Ortaokul düzeyi mi desem, ilkokul mu bilemedim. Genel düzey böyle ama arada çok parlak sahneler de var “Yahşi Batı”da.
Filmin baş erkeği ile baş kadınının (Cem Yılmaz ile Demet Evgar) verandada sohbet ettikleri akşam sahnesi o kadar iyi ki…
Ama, filmden bir espriyle ifade etmeye çalışırsak, bu sahnenin filmin bütünüyle ilişkisi, at şeyiyle kelebek arasındaki ilişkiye benziyor .
Tabii ki abartıyorum, filmi atın şeyine benzetmek gibi bir niyetim yok. Peki neye benziyor “Yahşi Batı”? Gora’ya, Arog’a çok benziyor, Hokkabaz’a ise az benziyor. Ben Cem Yılmaz sinemasında Hokkabaz çizgisinden yanayım. Ama seyircinin çoğu Arog, Gora çizgisinden yana.
Filmin hikayesi biliniyor gerçi ya: İki Osmanlı ajanı padişahtan, ABD başkanı Garfield’e hediye götürmek üzere Amerika’ya ayak basarlar.
Hediye çalınır ve onlar da emanetlerini geri almak için mücadeleye başlarlar. Politik bir öfkesi de var filmin.
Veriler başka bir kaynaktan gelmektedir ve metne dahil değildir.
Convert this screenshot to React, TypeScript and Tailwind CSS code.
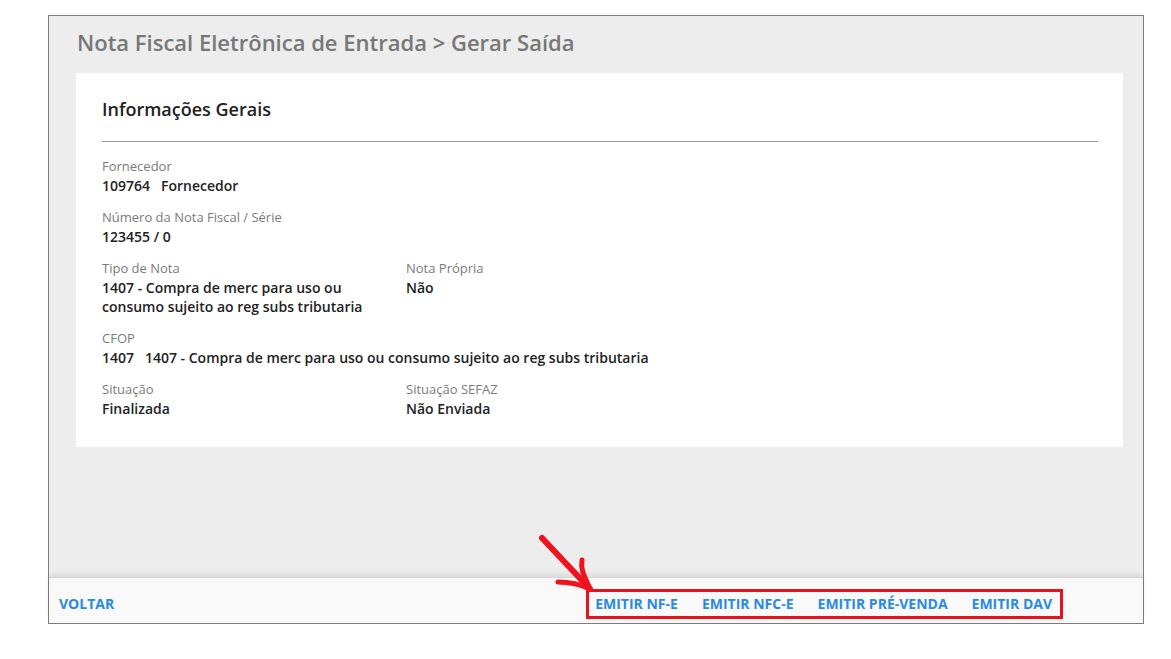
type FieldProps = {
    label: string;
    value: React.ReactNode;
}

function Field({label, value}: FieldProps){
    return(
        <div className="flex flex-col">
            <span className="text-[13px] leading-[19px] text-[#7a7a7a]">{label}</span>
            <span className="text-[14px] leading-[19px] font-semibold text-[#222]">{value}</span>
        </div>
    )
}

export default function App(){
    return(
        <div className="relative min-h-[659px] w-[1171px] bg-white pt-[15px] pl-[48px]" style={{fontFamily: '"Open Sans", "Noto Sans", sans-serif'}}>
            <div className="flex h-[609px] w-[1096px] flex-col border border-[#7d7d7d]">
                {/*Conteudo*/}
                <div className="flex-1 bg-[#ededed] pl-[27px]">
                    <h1 className="pt-[11px] pl-[1px] text-[22px] leading-[30px] font-semibold text-[#777]">
                        Nota Fiscal Eletrônica de Entrada &gt; Gerar Saída
                    </h1>

                    {/*Card*/}
                    <div className="mt-[16px] w-[1047px] bg-white px-[26px] pt-[24px] pb-[29px]">
                        <h2 className="text-[18px] leading-[25px] font-semibold text-[#222]">Informações Gerais</h2>
                        <div className="mt-[19px] mr-[-1px] h-px bg-[#9a9a9a]"></div>

                        <div className="mt-[15px] flex flex-col gap-[13px]">
                            <Field label="Fornecedor" value={<>109764&nbsp;&nbsp;&nbsp;Fornecedor</>}/>
                            <Field label="Número da Nota Fiscal / Série" value="123455 / 0"/>
                            <div className="flex">
                                <div className="w-[304px] pr-[15px]">
                                    <Field label="Tipo de Nota" value="1407 - Compra de merc para uso ou consumo sujeito ao reg subs tributaria"/>
                                </div>
                                <Field label="Nota Própria" value="Não"/>
                            </div>
                            <Field label="CFOP" value={<>1407&nbsp;&nbsp;&nbsp;1407 - Compra de merc para uso ou consumo sujeito ao reg subs tributaria</>}/>
                            <div className="flex">
                                <div className="w-[304px]">
                                    <Field label="Situação" value="Finalizada"/>
                                </div>
                                <Field label="Situação SEFAZ" value="Não Enviada"/>
                            </div>
                        </div>
                    </div>
                </div>

                {/*Rodape*/}
                <div className="flex h-[46px] items-center justify-between border-t border-[#d6d6d6] bg-[#f9f9f9] pt-[6px] pl-[10px] pr-[80px] shadow-[0_-3px_4px_rgba(0,0,0,0.07)]">
                    <button className="text-[14px] font-bold text-[#2a8ae2]">VOLTAR</button>
                    <div className="flex h-[30px] items-center gap-[24px] border-[3px] border-[#e5131b] pl-[6px] pr-[8px]">
                        <button className="text-[14px] font-bold text-[#2a8ae2]">EMITIR NF-E</button>
                        <button className="text-[14px] font-bold text-[#2a8ae2]">EMITIR NFC-E</button>
                        <button className="text-[14px] font-bold text-[#2a8ae2]">EMITIR PRÉ-VENDA</button>
                        <button className="text-[14px] font-bold text-[#2a8ae2]">EMITIR DAV</button>
                    </div>
                </div>
            </div>

            {/*Seta de destaque*/}
            <svg className="absolute left-[535px] top-[530px]" width="66" height="66" viewBox="0 0 66 66" fill="none">
                <path d="M7 8 L55 59" stroke="#f0121c" strokeWidth="6" strokeLinecap="round"/>
                <path d="M47 30 C45 42 52 50 55 59" stroke="#f0121c" strokeWidth="5" strokeLinecap="round"/>
                <path d="M23 52 C35 52 47 55 55 59" stroke="#f0121c" strokeWidth="5" strokeLinecap="round"/>
            </svg>
        </div>
    )
}
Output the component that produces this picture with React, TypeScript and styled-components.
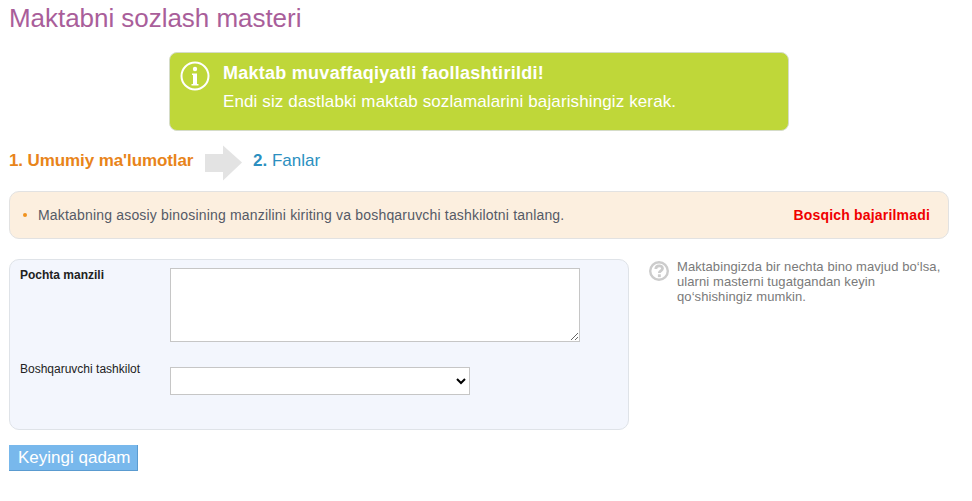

ABD başkanının aşağılayıcı davranışları kahramanlarımızdan hak ettiği cevabı alır. Ah şu filmlerimizdeki gururlu davranışlarımızı gerçek hayatta da görebilsek. İşçilik iyi, dekor, kostüm falan gayet iyi, oyunculuklar da iyi. Ama, amaç komediyse benim için yeterince komik değildi film. Başka da bir amaç yok zaten gördüğüm kadarıyla. Ama film hem kendini satacak hem de Cola-Turca’yı sattıracaktır.
Yahşi Batı’nın aynı zamanda bir reklam filmi olduğunu söylemeyi de ihmal etmemiş olayım.